Manchester United: Fine Margins, Missed Chances, and a Manager on the Brink
Football is mad. That’s the only way to sum it up after Manchester United’s latest defeat. We all knew what was coming the moment Bruno Fernandes missed his penalty. You could almost write the script in advance: United lose 3–1, the post-mortem begins, and the manager’s job hangs in the balance.
It’s a game of fine margins, and once again those margins went against United — and perhaps against Rúben Amorim, who may not survive the pressure much longer.
The VAR Decision That Made No Sense
One of the most baffling aspects of this game was the Nathan Collins incident. Collins should have been sent off for his foul on Bryan Mbeumo. Instead, we were treated to one of VAR’s most nonsensical explanations yet:
“The referee’s call of penalty was checked and confirmed by VAR – with Collins deemed to have pulled Mbeumo back. VAR also checked the referee’s call of yellow card to Collins, and deemed that Mbeumo wasn’t in control of the ball.”

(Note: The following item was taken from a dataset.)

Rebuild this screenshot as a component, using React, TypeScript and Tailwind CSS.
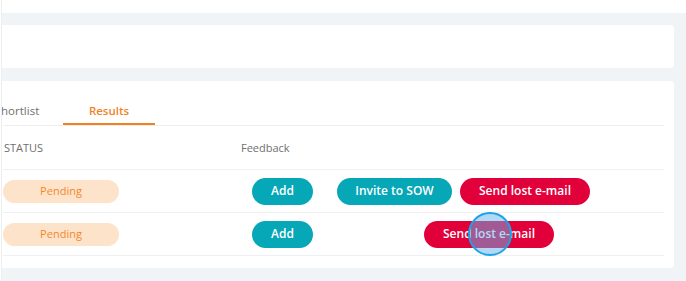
import React from "react"

type Row = {
  status: string
  actions: { label: string; kind: "teal" | "red"; width: string }[]
  offset: string
}

const rows: Row[] = [
  {
    status: "Pending",
    offset: "ml-0",
    actions: [
      { label: "Invite to SOW", kind: "teal", width: "w-[115px]" },
      { label: "Send lost e-mail", kind: "red", width: "w-[130px]" },
    ],
  },
  {
    status: "Pending",
    offset: "ml-[87px]",
    actions: [{ label: "Send lost e-mail", kind: "red", width: "w-[130px]" }],
  },
]

function PillButton({ label, kind, width }: { label: string; kind: "teal" | "red"; width: string }) {
  const color = kind === "teal" ? "bg-[#06a7b6]" : "bg-[#e2003b]"
  return (
    <button
      className={`${color} ${width} h-[27px] rounded-full text-white text-[12px] font-semibold leading-none flex items-center justify-center`}
    >
      {label}
    </button>
  )
}

export default function App() {
  return (
    <div
      className="relative w-[686px] h-[281px] bg-white flex overflow-hidden"
      style={{ fontFamily: '"Open Sans", "Liberation Sans", sans-serif' }}
    >
      <div className="w-[2px] shrink-0 border-r border-[#eceef0] bg-white" />

      <div className="flex-1 flex flex-col">
        <div className="h-[13px] bg-white" />
        <div className="flex-1 bg-[#f1f4f7] pt-[12px] pr-[12px] flex flex-col gap-[13px]">
          <div className="h-[43px] bg-white rounded-r-[4px]" />

          <div className="h-[187px] bg-white rounded-r-[4px] pt-[17px] pl-[1px] pr-[10px] overflow-hidden">
            {/* tabs */}
            <div className="relative flex border-b border-[#eceef0] h-[28px]">
              <div className="w-[92px] ml-[-32px] h-full flex items-start justify-center text-[11.5px] text-[#6f6f6f] leading-[26px]">
                Shortlist
              </div>
              <div className="w-[92px] h-full flex items-start justify-center text-[11.5px] font-semibold text-[#f2821f] leading-[26px] border-b-2 border-[#f2821f] mb-[-1px]">
                Results
              </div>
            </div>

            {/* header */}
            <div className="grid grid-cols-[238px_96px_1fr] h-[44px] items-center border-b border-[#eef0f2] text-[11px] text-[#6f6f6f]">
              <div className="pl-[1px] pt-[2px]">STATUS</div>
              <div className="pt-[2px]">Feedback</div>
              <div />
            </div>

            {rows.map((row, i) => (
              <div
                key={i}
                className="grid grid-cols-[238px_96px_1fr] h-[43px] items-center border-b border-[#eef0f2]"
              >
                <div>
                  <span className="w-[116px] h-[23px] rounded-full bg-[#fee3cb] text-[#f2892c] text-[11px] flex items-center justify-center">
                    {row.status}
                  </span>
                </div>
                <div className="pl-[11px]">
                  <PillButton label="Add" kind="teal" width="w-[61px]" />
                </div>
                <div className={`flex gap-[8px] ${row.offset}`}>
                  {row.actions.map((a) => (
                    <PillButton key={a.label} {...a} />
                  ))}
                </div>
              </div>
            ))}
          </div>
        </div>
      </div>

      {/* touch cursor overlay */}
      <div className="absolute left-[468px] top-[212px] w-[44px] h-[44px] rounded-full border-2 border-[#1ba2e6] bg-[#5fb4ee]/50" />
    </div>
  )
}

But of course Mbeumo wasn’t in control of the ball, he was being dragged back. That is literally the point of the foul. How can that justify a yellow instead of a red? “Make it make sense” feels like the only appropriate reaction.
The Bruno Dilemma
This wasn’t the first time Bruno Fernandes has missed a big penalty. It’s now twice where his spot-kicks have been delayed by long VAR checks, and twice where he’s failed to deliver. Nobody questions his quality, but the psychology of standing over the ball for three minutes while the referee fiddles with a monitor cannot be ignored.
Had he scored, United would have been a goal up with a man advantage. Instead, the momentum shifted, the doubt set in, and the script unfolded in predictable fashion.
Selection Issues and Defensive Fragility
Decisions have to be questioned beyond VAR. Why didn’t Leny Yoro or Heaven start? It was painfully obvious that the back line lacked pace with Luke Shaw and Matthijs de Ligt playing as wide centre-backs.
In a back three, you simply cannot pair Harry Maguire and De Ligt together in a three man defence. Both lack recovery speed, and when you’re playing a high line, that is suicidal. The first goal exposed exactly that: one ball over the top, no recovery pace, and suddenly United are chasing shadows.
If you insist on using Maguire or De Ligt, they have to play centrally. Maguire, for all his faults, is at least comfortable enough in possession to justify that role. But in truth, United need someone better than either of them to anchor that position long-term. He should be depth at best, and if a big offer is made for de Ligt I’d be happy selling him. In spite of what the rest of the fanbase thinks.
The Bigger Picture
And so we arrive back at the same old question: what next? How does a club keep making one step forward and two steps back? It’s exhausting.
Fans are tired of the cycle: sack the manager, hire the next saviour, rinse, repeat. This didn’t happen this time either; there was no honeymoon period. Yet results dictate reality, and Amorim’s reality is bleak. If performances don’t turn quickly, he won’t last. That’s the ruthless nature of football.
For now, United are stuck between missed penalties, suspect VAR calls, poor team selections, a system that is constantly in question, and a manager fighting for his job. The margins are small, but the consequences could be huge.